I personally owned two Kryptonite locks, and I went to their website to find out details of how I could replace them. It was a little convoluted, and I was too lazy to dig through the mess to see if both my locks were eligible for replacement, so I just filled out an online form saying I had two locks to trade in, and waited for a response. Sure enough, a couple of weeks later I got a link to some UPS postage and instructions to send the locks back to Kryptonite. I dropped it off at UPS, and waited for them to send me my new locks or letters explaining that I wasn't eligible. Then today I was home sick from work catching up on Divo'd "Real World"** episodes on the new TV when I heard a knock at the door.

"Who is it?" I asked.

"United Parcel," the dude said. "I have a package from Kryptonite for Hans Bungle."

Fuckin' A, that was quick.  About three weeks from the moment I first hit their website looking for answers until today, when I had two brand new locks in hand, ready to go. Kryptonite, you got some fucking guts. You are hereby endorsed by verbungle.com.

***

I am excited for baseball to start but I am having my usual difficulties being a Yankee fan. I briefly considered converting to the Mets until Joe M. and Jimmy L. talked me out of it.  But it's not out of the question somewhere down the line. I like Randolph and Pedro and Glavine and Floyd and Reyes and Man-kay-vitch and I even like Piazza.  The Yankees trouble me. How is Kevin Brown still on this team? And Giambi grosses me out.  I hope Tino plays 150 games, I don't care if he hits .233.*** Sheffield's a bit of a dick, ain't he? And I don't get the Womack acquisition -- the guy's a singles hitter with a .319 lifetime OBP. Isn't Chuck Knoblauch available? I still like Jeter and Mo and Jorge and Bernie and Tino and I'll pull for those guys. I may decide to distance myself from any particular team and just appreciate the game in general.  Especially because I think it'll be largely steroid-free (if 50% were using two years ago, I bet it'll be down to 15% this year****) and that makes it much more worthwhile, IMO. There are some other teams to pull for, too.  Watch out for Florida.

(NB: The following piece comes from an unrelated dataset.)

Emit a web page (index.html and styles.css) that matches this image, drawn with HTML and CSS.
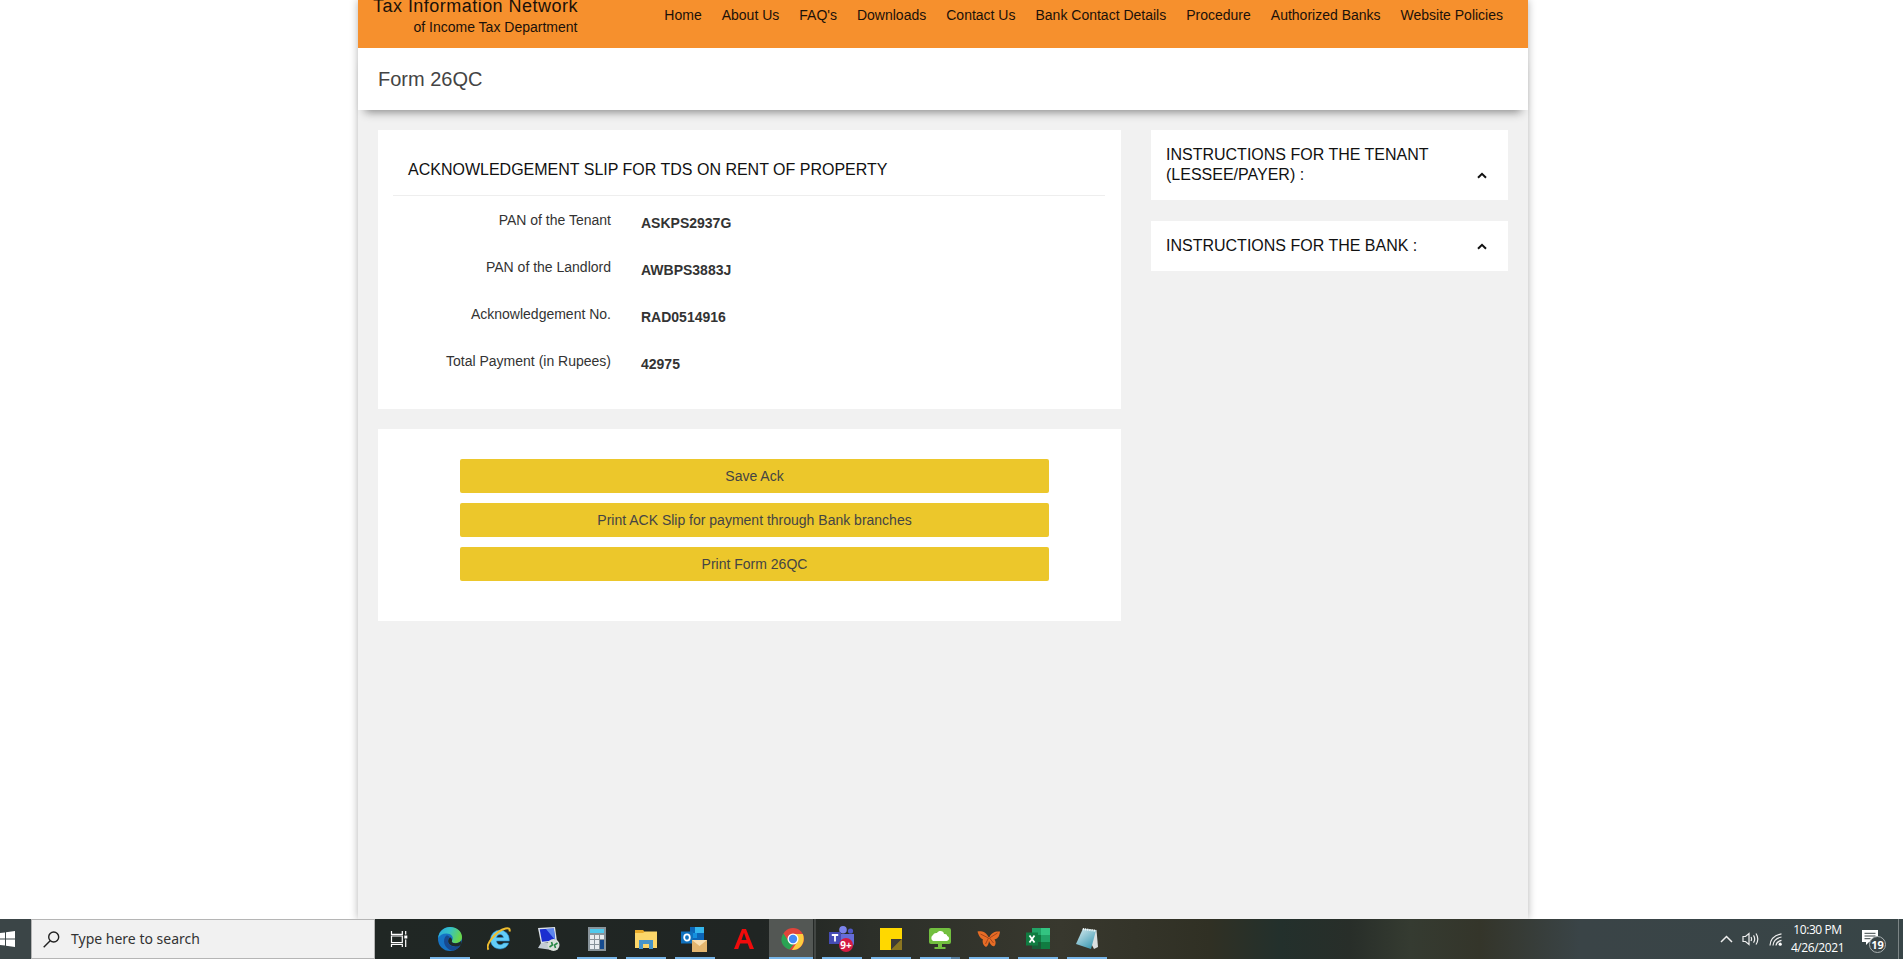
FILE: index.html
```html
<!DOCTYPE html>
<html lang="en">
<head>
<meta charset="utf-8">
<title>Form 26QC</title>
<link rel="stylesheet" href="styles.css">
</head>
<body>
<main class="viewport">
  <div class="page">
    <header class="banner">
      <div class="brand">
        <div class="brand-title">Tax Information Network</div>
        <div class="brand-sub">of Income Tax Department</div>
      </div>
      <nav class="nav">
        <a>Home</a><a>About Us</a><a>FAQ's</a><a>Downloads</a><a>Contact Us</a><a>Bank Contact Details</a><a>Procedure</a><a>Authorized Banks</a><a>Website Policies</a>
      </nav>
    </header>
    <div class="title-bar"><h1>Form 26QC</h1></div>
    <div class="content">
      <section class="main-col">
        <div class="card slip">
          <h2>ACKNOWLEDGEMENT SLIP FOR TDS ON RENT OF PROPERTY</h2>
          <dl class="fields">
            <dt>PAN of the Tenant</dt><dd>ASKPS2937G</dd>
            <dt>PAN of the Landlord</dt><dd>AWBPS3883J</dd>
            <dt>Acknowledgement No.</dt><dd>RAD0514916</dd>
            <dt>Total Payment (in Rupees)</dt><dd>42975</dd>
          </dl>
        </div>
        <div class="card actions">
          <button>Save Ack</button>
          <button>Print ACK Slip for payment through Bank branches</button>
          <button>Print Form 26QC</button>
        </div>
      </section>
      <aside class="side-col">
        <div class="card note"><span>INSTRUCTIONS FOR THE TENANT (LESSEE/PAYER) :</span><svg class="caret" viewBox="0 0 10 7"><path d="M1 5.8 5 1.8 9 5.8"/></svg></div>
        <div class="card note"><span>INSTRUCTIONS FOR THE BANK :</span><svg class="caret" viewBox="0 0 10 7"><path d="M1 5.8 5 1.8 9 5.8"/></svg></div>
      </aside>
    </div>
  </div>
</main>
<footer class="taskbar">
  <div class="start"><svg width="15" height="16" viewBox="0 0 15 16" fill="#fff"><path d="M0 2.1 5 1.4V7.4H0zM6 1.2 15 0V7.4H6zM0 8.4H5V14.6L0 13.9zM6 8.4H15V16L6 14.8z"/></svg></div>
  <div class="search">
    <svg width="17" height="17" viewBox="0 0 17 17" fill="none" stroke="#222" stroke-width="1.4"><circle cx="10.7" cy="6" r="5"/><path d="M7.2 9.7.7 16.2"/></svg>
    <span>Type here to search</span>
  </div>
  <div class="apps">
    <div class="app task-view"><svg viewBox="0 0 24 24" fill="none" stroke="#fff" stroke-width="1.2"><path d="M4.500 4v3.300h10.800V4M4.500 20v-2.700h10.800V20M4.500 9h10.800v6.500H4.500zM18.700 4v3.500M18.700 12.500V20"/><path d="M17.300 8.500h3v3h-3z" fill="#fff" stroke="none"/></svg></div>
    <div class="app open"><svg viewBox="0 0 24 24"><defs><linearGradient id="eg" x1="0" y1="0" x2="1" y2=".3"><stop offset="0" stop-color="#2aa8df"/><stop offset=".5" stop-color="#35c1c7"/><stop offset="1" stop-color="#68d64c"/></linearGradient></defs><circle cx="12" cy="12" r="12" fill="#1673c4"/><path d="M.2 11C1 4 6 0 12 0c7 0 12 4.800 12 10 0 4-3 6.200-6.500 6.200-3 0-4.300-1.200-3.600-2.300C16.500 10 13 6.500 8.500 6.500 4.500 6.500 1.500 8.500.2 11z" fill="url(#eg)"/><path d="M8.500 8.500C4 12 5.500 22 14.500 23.700c3.500-.5 6.500-2.500 8-5.400-5 2.500-12.500 1.200-12.500-4.300 0-2 1-3.200 2-3.800-1-1.200-2-1.700-3.500-1.700z" fill="#174a91"/><path d="M14 13.800c-.8 1.300.8 2.500 3.500 2.500 2.500 0 4.500-1 5.700-2.700.3 1.600.2 3.200-.6 4.700-5 2.500-12 1-12.500-4 0-2 1-3.300 2.100-4 1.500 1 2 2.500 1.800 3.500z" fill="#20292a"/></svg></div>
    <div class="app"><svg viewBox="0 0 24 24"><path d="M3.500 12.500a9.400 9.400 0 0 1 18.800 0v1.500H9.500c.2 4.200 5.500 4.700 7 2h5.100C19.300 24.800 3.500 24 3.500 12.500zm6.100-2h6.800c-.5-4-6.100-4-6.800 0z" fill="#63cdf7" stroke="#2388cc" stroke-width=".6"/><path d="M1.600 22.600C-2.500 18 9 4 18.500 1.500c3-.8 4.800.2 4 3" fill="none" stroke="#f0bd2e" stroke-width="2"/></svg></div>
    <div class="app"><svg viewBox="0 0 24 24"><path d="M2 1 19 0l2 14.500-16 1.700z" fill="#dde3e8"/><path d="M3.700 2.300 17.800 1.500l1.500 11.700L6 14.700z" fill="#1b2ed0"/><path d="M10 2 17.800 1.500l1.500 11.700z" fill="#5c86ef"/><path d="m5 16-3 5 14 2v-7z" fill="#c3cbd3"/><circle cx="17.500" cy="18" r="6" fill="#d9dfd9"/><path d="m13.500 20 3-2-1-3M21.500 16l-3 2 1 3" fill="none" stroke="#278744" stroke-width="1.600"/></svg></div>
    <div class="app open"><svg viewBox="0 0 24 24"><path d="M3 0h18v24H3z" fill="#88939a"/><path d="M5 2h14v4H5z" fill="#4fc9ed"/><path d="M5 8h4v4H5zm5 0h4v4h-4zm5 0h4v4h-4zM5 13h4v4H5zm5 0h4v4h-4zM5 18h4v4H5zm5 0h4v4h-4z" fill="#e9edf0"/><path d="M15 13h4v9h-4z" fill="#164b8f"/></svg></div>
    <div class="app open"><svg viewBox="0 0 24 24"><path d="M1 3h8l2 2h12v16H1z" fill="#e9aa29"/><path d="M1 6h8l2-1.500h12V21H1z" fill="#fcd66a"/><path d="M5 22V13h14v9h-4v-5H9v5z" fill="#4694ca"/></svg></div>
    <div class="app open"><svg class="wide" viewBox="0 0 27 26"><path d="M9 1h14v16H9z" fill="#0c66b8"/><path d="M14 1h9v6h-9z" fill="#35b7ee"/><path d="M9 7h7v5H9z" fill="#1490df"/><path d="M0 5.500h12v12H0z" fill="#1071bd"/><ellipse cx="6" cy="11.500" rx="2.800" ry="3.200" fill="none" stroke="#fff" stroke-width="1.800"/><path d="M11 14h15v12H11z" fill="#e4b66f"/><path d="m11 14 7.500 6L26 14z" fill="#fae0b2"/></svg></div>
    <div class="app"><svg viewBox="0 0 24 24"><path d="M2 22 10 2h4l8 20h-4.300l-2-5.500H8.200l-2 5.500zM9.500 13h5L12 5.800z" fill="#f00b0b" fill-rule="evenodd"/></svg></div>
    <div class="app open active"><svg viewBox="0 0 24 24"><circle cx="12" cy="12" r="11" fill="#e1443b"/><path d="M2.500 6.500 8 15l5 2-4.500 5.500C-1 19-.8 11 2.500 6.500z" fill="#2aa353"/><path d="M12 7h9.800C25 15 19.500 23.500 11 23l5.500-8.500z" fill="#fccd3f"/><circle cx="12" cy="12" r="5.500" fill="#fff"/><circle cx="12" cy="12" r="4.200" fill="#4389f5"/></svg></div>
    <div class="app open"><svg class="wide" viewBox="0 0 27 26"><circle cx="15" cy="3.800" r="3.800" fill="#7b83eb"/><circle cx="22.500" cy="5" r="2.600" fill="#5059c9"/><path d="M9 8h17v9c0 6-13 9-15 0z" fill="#656dd8"/><path d="M1 6h12v12H1z" fill="#444bb5"/><path d="M3.800 9h6.400M7 9v6.500" stroke="#fff" stroke-width="1.800"/><circle cx="18" cy="19" r="7" fill="#d41b43"/><text x="18" y="22.700" class="badge-text">9+</text></svg></div>
    <div class="app open"><svg viewBox="0 0 24 24"><path d="M1 1h22v11L12 23H1z" fill="#ffd800"/><path d="M12 23V12h11z" fill="#3f3b35"/><path d="M23 12v11H12z" fill="#8a7521"/></svg></div>
    <div class="app open paired"><svg viewBox="0 0 24 24"><rect x="1" y="1" width="22" height="16" rx="2" fill="#72bf3f"/><path d="M5 14a3.500 3.500 0 0 1 0-6C6 6 8 6 9 6c2-3.500 7-2 7 1 2-.4 3 .5 3.200 2 3 1 2 5-.7 5z" fill="#fff"/><path d="M10 17h4v3h3.500v2h-11v-2H10z" fill="#72bf3f"/></svg></div>
    <div class="app open"><svg viewBox="0 0 24 24"><path d="M11.500 10C8 4 4 4 .5 4.500c1 3 2 6.500 5.500 8-1 2 0 6 3 7.500 2-1 2.800-4 3-6 1 3 3 6 5.500 5 1.500-2 1.500-4.500 0-6.500 4-1 5-4 5.500-8C18 4 14 6 12.500 10z" fill="#e76c25"/><path d="m11.500 11-8-4m8 4-3 6m4-6 8-5m-8 5 4 5" fill="none" stroke="#8b3519" stroke-width=".7"/></svg></div>
    <div class="app open"><svg viewBox="0 0 24 24"><path d="M6 1h9v7H6z" fill="#21a366"/><path d="M15 1h9v7h-9z" fill="#33c481"/><path d="M6 8h9v7H6z" fill="#107c41"/><path d="M15 8h9v7h-9z" fill="#21a366"/><path d="M6 15h18v7H6z" fill="#185c37"/><path d="M15 15h9v7h-9z" fill="#107c41"/><path d="M0 5.500h12v13H0z" fill="#107c41"/><path d="m3.500 8.500 5 7m0-7-5 7" stroke="#fff" stroke-width="1.800"/></svg></div>
    <div class="app open"><svg viewBox="0 0 24 24"><defs><linearGradient id="nb" x1="0" y1="0" x2=".7" y2="1"><stop offset="0" stop-color="#dceef1"/><stop offset="1" stop-color="#3f9bb4"/></linearGradient></defs><path d="m8.500 2 13 1L23 20l-4 2z" fill="#d9dfe0"/><path d="m8 1.500 13 2L16 22 1 17z" fill="url(#nb)"/><path d="M7.800 2 21 3.800" stroke="#f7faf9" stroke-width="2" stroke-dasharray="1.200 1"/></svg></div>
  </div>
  <div class="tray">
    <svg class="up" width="13" height="8" viewBox="0 0 13 8"><path d="m1 7 5.500-5.500L12 7"/></svg>
    <svg class="vol" width="17" height="14" viewBox="0 0 17 14"><path d="M1 4.500h2.500L7 1.500v11L3.500 9.500H1zM9 5q1.200 2 0 4M11.500 3.300q2.400 3.700 0 7.400M14 1.500q3.600 5.500 0 11"/></svg>
    <svg class="wifi" width="13" height="13" viewBox="0 0 13 13"><path d="M1 12.500Q1.500 3 12.500.8M4 12.500Q4.500 5.500 12.500 4M7 12.500Q7.500 8.500 12.500 7.300"/><circle cx="11.200" cy="11.200" r="1.600"/></svg>
    <div class="clock"><span>10:30 PM</span><span>4/26/2021</span></div>
    <svg class="action" width="27" height="24" viewBox="0 0 27 24"><path d="M1 1h16v12H8l-3 3v-3H1z" fill="#fff"/><path d="M3.500 4.300h11M3.500 7h11M3.500 9.700h6" stroke="#3a4547"/><circle cx="16.500" cy="15.500" r="8" fill="#3a4547" stroke="#aab1b2"/><text x="16.500" y="19.500" class="count">19</text></svg>
  </div>
</footer>
</body>
</html>
```
FILE: styles.css
```css
* { box-sizing: border-box; }
body { margin: 0; height: 959px; overflow: hidden; display: flex; flex-direction: column; background: #fff; color: #333; font: 14px/20px "Liberation Sans", Arial, sans-serif; }
.viewport { height: 919px; display: flex; justify-content: center; overflow: hidden; padding-right: 17px; }
.page { width: 1170px; background: #f1f1f1; box-shadow: 0 0 8px rgba(0, 0, 0, .3); }
.banner { height: 48px; background: #f6902d; display: flex; justify-content: space-between; padding: 0 25px 0 15px; color: #1b1109; }
.brand { text-align: right; margin-top: -4px; }
.brand-title { font-size: 18px; line-height: 21px; height: 21px; letter-spacing: .47px; margin-right: -.47px; }
.brand-sub { line-height: 20px; }
.nav { display: flex; gap: 20px; padding-top: 5px; white-space: nowrap; }
.title-bar { height: 62px; background: #fff; padding: 20px; box-shadow: 0 9px 9px -7px rgba(0, 0, 0, .45); }
h1 { margin: 0; font-size: 20px; line-height: 22px; font-weight: 400; color: #444; }
.content { display: flex; gap: 30px; padding: 20px; align-items: flex-start; }
.main-col { width: 743px; display: grid; gap: 20px; }
.side-col { width: 357px; display: grid; gap: 21px; }
.card { background: #fff; }
.slip { height: 279px; padding: 15px 16px 15px 15px; }
h2 { margin: 0; height: 51px; padding: 15px 15px 0; border-bottom: 1px solid #eee; color: #111; font-size: 16px; line-height: 20px; font-weight: 400; }
.fields { margin: 14px 0 0; display: grid; grid-template-columns: 218px 1fr; column-gap: 30px; grid-auto-rows: 47px; }
dt { text-align: right; }
dd { margin: 0; padding-top: 3px; font-weight: 700; }
.actions { height: 192px; padding: 30px 72px 0 82px; display: flex; flex-direction: column; gap: 10px; }
button { height: 34px; border: 0; border-radius: 2px; background: #ecc72b; color: #444; font: 14px/20px "Liberation Sans", Arial, sans-serif; padding: 0; }
.note { display: flex; justify-content: space-between; align-items: flex-end; padding: 15px 21px 15px 15px; color: #111; font-size: 16px; line-height: 20px; }
.note span { width: 280px; }
.caret { width: 10px; height: 7px; margin-bottom: 6px; fill: none; stroke: #111; stroke-width: 2; }
.taskbar { height: 40px; display: flex; background: linear-gradient(90deg, #3b4547 0, #3b4547 30px, #202724 375px, #202523 760px, #2c2f29 870px, #38382e 1060px, #303024 1210px, #23302c 1280px, #282e29 1350px, #353b31 1410px, #34352a 1480px, #3a4447 1580px, #384547 1903px); }
.start { width: 31px; display: flex; align-items: center; }
.search { width: 344px; background: #f1f1f1; border: 1px solid #b5b5b5; display: flex; align-items: center; gap: 11px; padding-left: 11px; color: #333; font: 14px/20px "Noto Sans", "Open Sans", sans-serif; }
.apps { display: flex; flex: 1; }
.app { width: 49px; height: 40px; display: flex; align-items: center; justify-content: center; position: relative; padding-left: 2px; }
.task-view { padding: 0 2px 0 0; }
.app svg { width: 24px; height: 24px; flex: none; }
.app .wide { width: 27px; height: 26px; }
.open::after { content: ""; position: absolute; bottom: 0; left: 6px; width: 40px; height: 2px; background: #77b5e8; }
.active { background: linear-gradient(90deg, transparent 0 2px, #535754 2px 46px, #252927 46px 47px, #424643 47px); }
.active::after { left: 2px; width: 44px; }
.paired::after { background: linear-gradient(90deg, #77b5e8 31px, #567d9e 31px); }
.badge-text { font: 700 10px "Noto Sans", sans-serif; fill: #fff; text-anchor: middle; }
.tray { width: 193px; display: flex; align-items: center; color: #fff; border-right: 1px solid #7c8586; margin-right: 4px; }
.tray svg { flex: none; }
.up, .vol, .wifi { fill: none; stroke: #eee; stroke-width: 1.2; }
.up { margin-left: 14px; stroke-width: 1.5; }
.vol { margin-left: 9px; }
.wifi { margin-left: 10px; }
.wifi circle { fill: #fff; stroke: none; }
.clock { width: 53px; margin-left: 9px; display: flex; flex-direction: column; align-items: center; font: 12px/18px "Open Sans", sans-serif; letter-spacing: -.4px; white-space: nowrap; }
.action { margin: 4px 0 0 17px; }
.count { font: 700 11px "Open Sans", sans-serif; fill: #fff; text-anchor: middle; }
```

The only thing compelling me to root for the Yankees this year is that the Red Sox are now officially even more despicable than the Yankees. Nice Cheney jersey, Varitek.

***

The NCAA's are here. I'm debating between filling out three pools or only two. It all depends on how much money I feel like donating to the winner.  I should just fill out each of my pools on a five dollar bill to save paper.  What I'm saying here is I'm not good at the NCAA pools. Not good at all.  The pool gets me so stressed out and it sometimes completely inhibits my ability to enjoy the games, which is a shame because the tournament is one of my favorite events of the year. Maybe my second favorite overall, right after betting on the tournament. 

***

We could sit here all day and argue about what's the worst song of all time, or the worst movie, but I think we can all agree that Bill Laimbeer's Combat Basketball (for Super Nintendo, ca. 1991) is hands down the worst video game of all time.  My roommates and I rented it from Doorstop Video in Madison and were appalled that any company would dare put such crap on the market.

***

* In honor of coaches worldwide, I will use as many clichés as possible when discussing this situation.
** The Philadelphia season really closed strong, and that guy Landon made one of the best personal turnarounds since Jon the cowboy in Los Angeles (season 2). I was shocked and yes, touched by how all seven roommates seemed to genuinely care about each other at the end of their stay in Philly. They had all actually learned from one another and grown as human beings. By and large, they're all still idiots, but I still tip my cap to them for taking steps in the right direction. After six weeks, Philly was looking like the worst season ever.  Now I would rank it in the top 8 or so.
*** Although who's to say Tino is clean? He was a big Creatine guy a few years back, if I recall correctly.